Knowing what motivates potential buyers of your business can help boost your exit value, explains Mike Robson, director at business consultants Azure Partners.
Knowing what motivates potential buyers of your business can help boost your exit value, explains Mike Robson, director at business consultants Azure Partners.
It may appear to be a simple question that demands a simple answer. But for most business owners the ability to produce a well-reasoned response to the question ‘why should somebody buy your business?’ can significantly affect their post-sale financial standing.
In our experience acquirers have four principal motivations for buying a business. These are: for medium or long term financial returns; for fun; to gain strategic advantage for another business owned by the acquirer; or for rapid growth, usually followed by a second sale.

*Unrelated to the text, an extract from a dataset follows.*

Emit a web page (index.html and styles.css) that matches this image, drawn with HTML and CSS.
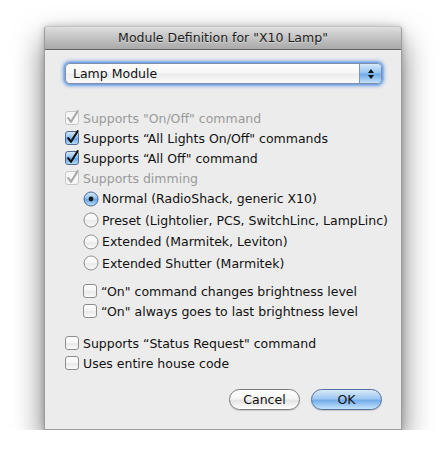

The first category is relatively simple. Businesses with steady, reasonably predictable and risk-free revenue streams are appropriate for institutional or other investors looking for income and steady capital growth. The acquisition decision is likely to be based on financial criteria alone: what are the likely returns, and what is the appropriate multiple of earnings to value for the risks involved? Multiply the first by the second and you have the value. Many management buy-outs are valued on a purely financial basis as there is no strategic element to the acquisition, and nothing is being added to the business to make it grow faster or be more profitable.
The second category of ‘fun’ is much more random. Many golf clubs, restaurants, sporting estates and, if the acquirer’s ‘day job’ is big enough, football clubs are acquired for the personal satisfaction and kudos of the acquirer. The acquirer’s reasons are likely to be entirely personal and unpredictable. If you are looking for this type of sale, I wish you the very best of luck.
The final two categories are where the most value can be extracted in advance of a sale. In almost all of the sales of businesses we have been involved in during the past five years, we have been able to identify and, where the time has been available, develop a strategic angle to the sale.
Look closely at the fundamental attributes of your business; its geography, client relationships, management and staff skills and experience, intellectual property, marketing and sales capability, delivery mechanisms, resources and equipment. Who in two or three years’ time is going to be able to use some or all of those attributes to squeeze additional profit from their existing businesses? Which acquirers will be able to make use of the attributes you have identified in your business to make one plus one equal three?
Combine this strategic assessment with an analysis of the recent or predicted acquisition activities of potential buyers to develop a profile of the purchaser you want to attract. Then complete the strategic exercise from the opposite viewpoint: what attributes of your business are going to put an acquirer off or reduce the price they are going to pay? As time allows, build the strengths and mitigate the weaknesses.
Exit planning cannot be an exact science as there will always be areas in which judgement is required. However, time invested in an effective planning process is likely to lead to a much more effective and profitable business before sale and a higher sale value. After all, the act of planning can be as valuable and instructive as the plan itself.